Memang, dalam memulai presentasinya, Fatih Madini menjelaskan makna budaya ilmu, sebagaimana dirumuskan oleh Prof. Wan Mohd Nor Wan Daud. Berdasarkan penelitiannya, ia kemudian merumuskan empat hal yang dapat mendorong tumbuhnya tradisi ilmu (budaya ilmu) di tengah umat Islam: (1). Memahami kemuliaan urgensi ilmu beserta tradisi ilmu dalam Islam
(2). Memahami sejarah kegemilangan ilmu pengetahuan dalam Peradaban Islam (3) Mengikis penyakit sekolahisme dan linearisme (4) Mendudukan aktivisme dan intelektualisme secara adil.
Namun, untuk mewujudkan kebangkitan peradaban Islam, Fatih Madini menekankan, bahwa budaya ilmu yang harus ditumbuhkan adalah budaya ilmu yang benar. Dalam paparannya yang berlangsung sekitar satu jam, ia menjelaskan empat sebab terjadinya kekacauan ilmu, dan juga empat langkah solusinya, yaitu: (1) Penanaman adab sebelum pengajaran ilmu (2) Ilmu Nafi’ sebagai landasan dan jawaban (3) Pengakuan klasifikasi ilmu berupa fardhu Ain dan fardhu kifayah (4) Pengakuan terhadap adanya otoritas dalam setiap bidang ilmu.
Rincian poin-poin tersebut dapat dibaca dalam buku setebal 434 halaman ini. Dalam pembahasannya, Metsra Wirman menilai, apa yang ditulis oleh Fatih Madini merupakan syarah dari syarah tentang ide besar Prof. Syed Muhammad Naquib al-Attas tentang kekacauan ilmu (confusion of knowledge) dan solusinya. Ide besar itu telah disyarah oleh Prof. Wan Mohd Nor Wan Daud, lalu disyarah lagi oleh para ilmuwan lulusan ISTAC.
Ia menilai buku Fatih Madini itu memudahkan generasi muda untuk memahami masalah berat tersebut. Ia pun berharap, diskusi buku malam itu dapat menggugah para mahasiswa untuk mencintai ilmu dan tumbuh semangat berkaryanya. Sebab, selama ini, ia pun baru menerbitkan satu bukunya, yang berjudul: Pemikiran Tasawuf Sunan Bonang yang diterbitkan satu penerbit di Malaysia.
Saya pun berharap, diskusi buku malam itu sedikit banyak memberikan dorongan anak-anak muda di Sumatera Barat untuk menelaah pemikiran para ulama dan tokoh-tokoh Sumatera Barat.
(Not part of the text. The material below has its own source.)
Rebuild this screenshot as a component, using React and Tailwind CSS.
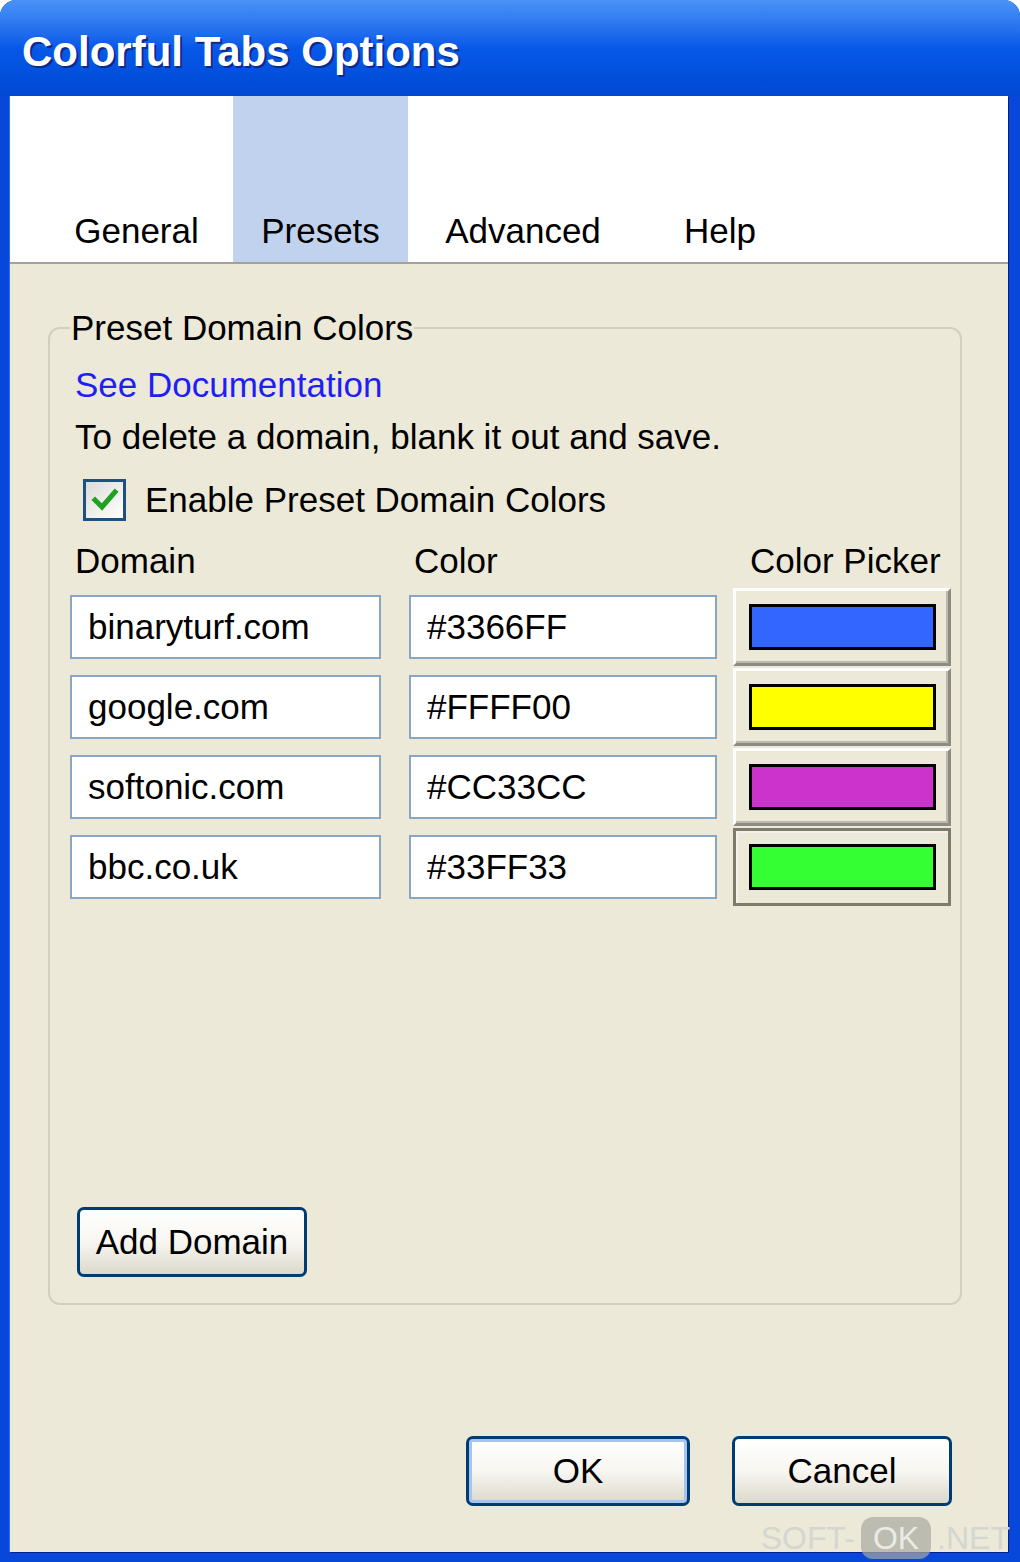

Sebab, dari Tanah Minang telah lahir begitu banyak ulama, cendekiawan, dan pemimpin bangsa. Sebutlah dua tokoh Minang yang perannya diakui secara internasional, yaitu Mohammad Natsir dan Buya Hamka. Keduanya dianugerahi gelar Pahlawan Nasional.
Jika ditelaah perjalanan pendidikan kedua tokoh itu, tampak bahwa mereka telah memiliki tradisi ilmu yang tinggi sejak usia belia. Karena itu, sejak usia belasan tahun, Mohammad Natsir dan Hamka telah melahirkan karya tulisnya. Tradisi membaca dan menulis telah melekat dalam diri kedua tokoh itu sejak usia belia. Tradisi baca tulis itulah yang ditumbuhkan oleh al-Quran sejak wahyu pertama turun, sehingga umat Islam memiliki tradisi ilmu yang tinggi dan menjadi umat terbaik.
Buku Fatih Madini “Solusi Kekacauan Ilmu” ini penting dibaca oleh para pelajar, mahasiswa, orang tua, guru dan dosen, karena berisi kiat-kiat praktis menumbuhkan tradisi ilmu dalam diri pribadi muslim. Tapi, bukan hanya itu. Yang lebih penting adalah tumbuhnya tradisi ilmu yang benar, yang melahirkan ilmu nafi’. Banyak manusia dan peradaban yang punya tradisi ilmu yang tinggi, tetapi ilmunya tidak bermanfaat. Bahkan, tidak sedikit yang ilmunya merusak masyarakat (ilmu yang mudharat).
Walhasil, betapa pun kecil kontribusinya, semoga diskusi buku mahasiswa STID Mohammad Natsir di Kota Padang itu, akan turut mendorong munculnya tradisi ilmu yang benar, sehingga dari Tanah Minang akan lahir kembali banyak Mohammad Natsir dan Hamka. Aamiin. (Depok, 3 Maret 2022).